Avez-vous un dernier message, d’espoir peut-être?
Oui, c’est un appel à la majorité silencieuse ; pour qu’elle soit plus bruyante. Parce qu’en fait, ceux que je dénonce sont peu nombreux, mais ils sont bruyants et c’est ce qui leur donne leur force. Ils font du bruit partout et il serait temps que ces 75% fassent du bruit pour sauver nos enfants, la République et la laïcité.
Sur les réseaux sociaux, sous des publications, quand on est en plus grand nombre, ils se taisent. Il n’y a plus de commentaires de leur part parce qu’ils se rendent compte qu’il y a la force du nombre. Et quand personne n’interagit, là, ils s’en donnent à cœur joie. Je peux le voir tous les jours, ils sont bruyants parce qu’il n’y a personne en face. Quand on se réveille et qu’on commente, qu’on agit et qu’on manifeste, ils se taisent.
Donc, la prise de parole de la majorité silencieuse, ça passe aussi par les réseaux sociaux?

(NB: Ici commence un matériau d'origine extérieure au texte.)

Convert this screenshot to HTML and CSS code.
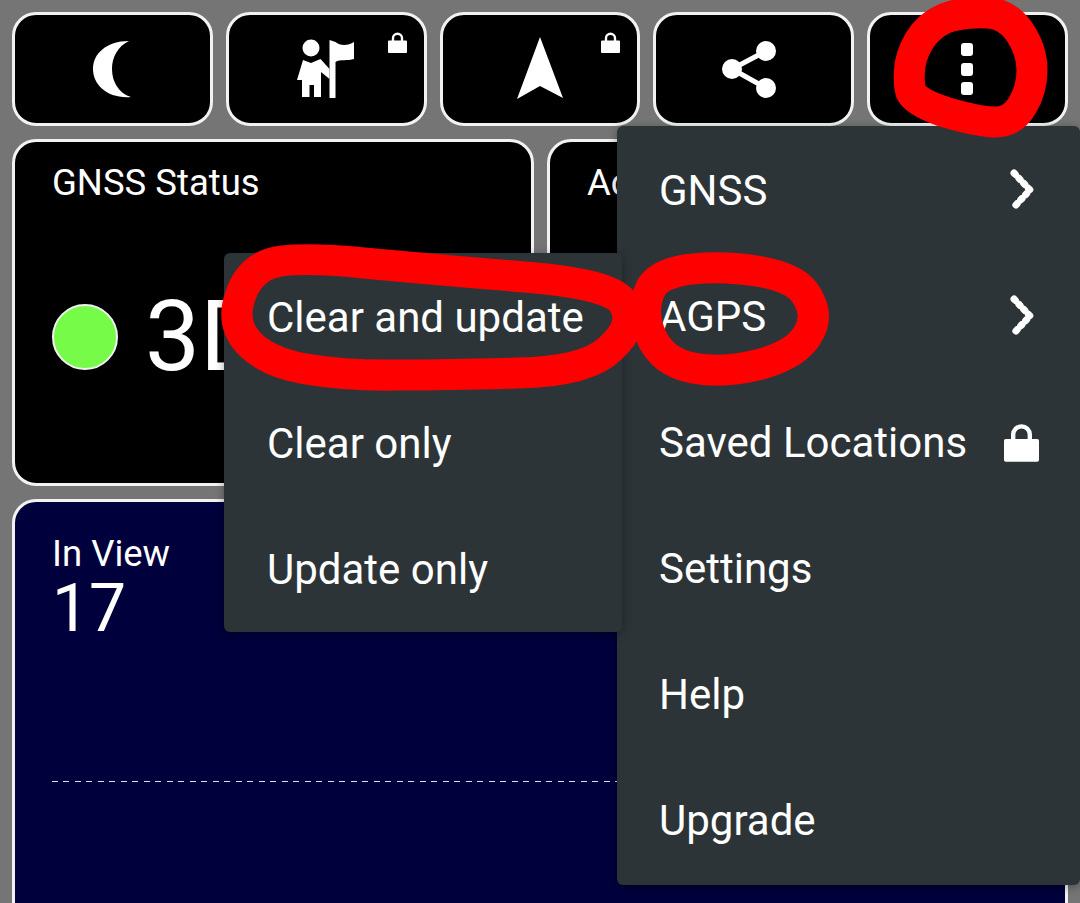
FILE: index.html
```html
<!DOCTYPE html>
<html lang="en">
<head>
  <meta charset="UTF-8">
  <meta name="viewport" content="width=device-width, initial-scale=1">
  <title>GNSS Status</title>
  <link rel="stylesheet" href="styles.css">
</head>
<body>

  <div class="toolbar">
    <button class="tool">
      <svg class="icon" viewBox="0 0 60 60"><path d="M47 2C24 2 11 15 11 30C11 46 26 60 49 58C36 54 30 42 30 30C30 18 36 7 47 2Z"/></svg>
    </button>
    <button class="tool">
      <svg class="icon" viewBox="0 0 60 60">
        <circle cx="15" cy="9" r="8.500"/>
        <path d="M7 21L15 24L24.500 20L33.500 30L33.500 40L25 33L25 58L18 58L18 46L13.500 46L13.500 58L6 58L6 41L1 41Z"/>
        <path d="M33.500 1L39.500 3C44 7 52 7 58 3L58 20C52 22 44 20 39.500 23L39.500 59L33.500 59Z"/>
      </svg>
      <svg class="lock-small" viewBox="0 0 20 22"><path d="M4 9V6.500A6 6 0 0 1 16 6.500V9H19A1 1 0 0 1 20 10V21A1 1 0 0 1 19 22H1A1 1 0 0 1 0 21V10A1 1 0 0 1 1 9ZM6.500 9H13.500V6.500A3.500 3.500 0 0 0 6.500 6.500Z"/></svg>
    </button>
    <button class="tool">
      <svg class="icon" viewBox="0 0 60 60"><path d="M30 -2L53 59L30 47L7 60Z"/></svg>
      <svg class="lock-small" viewBox="0 0 20 22"><path d="M4 9V6.500A6 6 0 0 1 16 6.500V9H19A1 1 0 0 1 20 10V21A1 1 0 0 1 19 22H1A1 1 0 0 1 0 21V10A1 1 0 0 1 1 9ZM6.500 9H13.500V6.500A3.500 3.500 0 0 0 6.500 6.500Z"/></svg>
    </button>
    <button class="tool">
      <svg class="icon" viewBox="0 0 60 60">
        <path class="share-line" d="M42 12L8 30L42 49"/>
        <circle cx="8" cy="30" r="10"/>
        <circle cx="42" cy="12" r="10"/>
        <circle cx="42" cy="49" r="10"/>
      </svg>
    </button>
    <button class="tool">
      <svg class="icon" viewBox="0 0 60 60">
        <rect x="23" y="4" width="12" height="13" rx="3"/>
        <rect x="23" y="24" width="12" height="13" rx="3"/>
        <rect x="23" y="43" width="12" height="13" rx="3"/>
      </svg>
    </button>
  </div>

  <div class="cards">
    <div class="card">
      <div class="card-title">GNSS Status</div>
      <div class="status">
        <span class="dot"></span>
        <span class="fix">3D</span>
      </div>
    </div>
    <div class="card">
      <div class="card-title">Accuracy</div>
    </div>
  </div>

  <div class="sky">
    <div class="sky-label">In View</div>
    <div class="sky-count">17</div>
    <div class="sky-line"></div>
  </div>

  <ul class="menu menu-main">
    <li>GNSS <svg class="chevron" viewBox="0 0 26 42"><path d="M5 4L21 21L5 38"/></svg></li>
    <li>AGPS <svg class="chevron" viewBox="0 0 26 42"><path d="M5 4L21 21L5 38"/></svg></li>
    <li>Saved Locations <svg class="lock-big" viewBox="0 0 20 22"><path d="M4 9V6.500A6 6 0 0 1 16 6.500V9H19A1 1 0 0 1 20 10V21A1 1 0 0 1 19 22H1A1 1 0 0 1 0 21V10A1 1 0 0 1 1 9ZM6.500 9H13.500V6.500A3.500 3.500 0 0 0 6.500 6.500Z"/></svg></li>
    <li>Settings</li>
    <li>Help</li>
    <li>Upgrade</li>
  </ul>

  <ul class="menu menu-sub">
    <li>Clear and update</li>
    <li>Clear only</li>
    <li>Update only</li>
  </ul>

  <svg class="scribbles" viewBox="0 0 1080 903">
    <path d="M987 13Q1006 13 1019 31Q1032 50 1032 70Q1032 90 1022 106Q1012 123 993 122Q975 121 945 112Q915 102 911 92Q908 82 910 65Q913 48 924 34Q936 20 952 16Q968 12 987 13Z"/>
    <path d="M364 263Q439 270 525 277Q614 284 624 304Q636 325 611 348Q587 372 517 373Q449 375 398 375Q347 376 306 369Q266 362 248 342Q231 323 240 297Q248 272 269 264Q290 256 364 263Z"/>
    <path d="M726 268Q790 271 805 293Q820 315 808 334Q797 354 761 364Q725 374 693 368Q662 362 651 336Q640 310 651 288Q663 266 726 268Z"/>
  </svg>

</body>
</html>
```

FILE: styles.css
```css
* {
  box-sizing: border-box;
}

html, body {
  height: 903px;
  overflow: hidden;
}

body {
  margin: 0;
  padding: 12px 12px 0;
  background: #757575;
  color: #fff;
  font-family: Roboto, "Liberation Sans", sans-serif;
  position: relative;
}

.toolbar {
  display: flex;
  gap: 13px;
}

.tool {
  position: relative;
  flex: 1;
  height: 114px;
  padding: 0;
  background: #000;
  border: 3px solid #f2f2f2;
  border-radius: 24px;
  display: flex;
  align-items: center;
  justify-content: center;
}

.icon {
  width: 60px;
  height: 60px;
  fill: #fff;
  overflow: visible;
}

.share-line {
  fill: none;
  stroke: #fff;
  stroke-width: 5;
}

.lock-small {
  position: absolute;
  top: 17px;
  right: 17px;
  width: 19px;
  height: 21px;
  fill: #fff;
}

.cards {
  display: grid;
  grid-template-columns: 522px 1fr;
  gap: 13px;
  margin-top: 13px;
}

.card {
  height: 347px;
  padding: 21px 37px;
  background: #000;
  border: 3px solid #f2f2f2;
  border-radius: 24px;
}

.card-title {
  font-size: 36.500px;
  line-height: 40px;
}

.status {
  display: flex;
  align-items: center;
  gap: 27px;
  margin-top: 76px;
}

.dot {
  width: 66px;
  height: 66px;
  background: #76fb49;
  border: 2px solid #f2f2f2;
  border-radius: 50%;
}

.fix {
  font-size: 98px;
  line-height: 115px;
}

.sky {
  height: 440px;
  margin-top: 13px;
  padding: 32px 37px;
  background: #00003c;
  border: 3px solid #f2f2f2;
  border-radius: 24px;
}

.sky-label {
  font-size: 36.500px;
  line-height: 40px;
}

.sky-count {
  font-size: 66px;
  line-height: 70px;
}

.sky-line {
  height: 1px;
  margin-top: 137px;
  background: repeating-linear-gradient(to right, #dcdaf8 0 6px, transparent 6px 11.500px);
}

.menu {
  position: absolute;
  margin: 0;
  padding: 1px 0;
  list-style: none;
  background: #2d3437;
  border-radius: 6px;
  box-shadow: 0 2px 10px rgba(0, 0, 0, 0.35);
}

.menu li {
  height: 126px;
  display: flex;
  align-items: center;
  justify-content: space-between;
  padding-left: 43px;
  font-size: 42px;
}

.menu-main {
  top: 126px;
  left: 617px;
  width: 463px;
  height: 759px;
}

.menu-main li {
  padding-left: 42px;
}

.menu-sub {
  top: 253px;
  left: 224px;
  width: 398px;
  height: 379px;
}

.chevron {
  width: 26px;
  height: 42px;
  margin-right: 45px;
  fill: none;
  stroke: #fff;
  stroke-width: 7;
  stroke-linecap: round;
  stroke-dasharray: 2 5;
}

.lock-big {
  width: 35px;
  height: 39px;
  margin-right: 41px;
  fill: #fff;
}

.scribbles {
  position: absolute;
  top: 0;
  left: 0;
  width: 1080px;
  height: 903px;
  fill: none;
  stroke: #fe0000;
  stroke-width: 31;
  stroke-linejoin: round;
}
```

Oui, surtout par les réseaux sociaux, puisqu’aujourd’hui, c’est l’un des premiers vecteurs d’endoctrinement et l’un des premiers vecteurs d’information pour la jeunesse. Donc, si les mêmes jeunes, à chaque fois qu’ils tombent sur un post, voient des personnes qui ont commenté de manière pacifique (parce que le but, ce n’est pas d’aller écrire tout le temps des insultes), de manière factuelle, répondre en grand nombre, c’est là où on marginalise ceux qui portent en eux cette idéologie destructrice.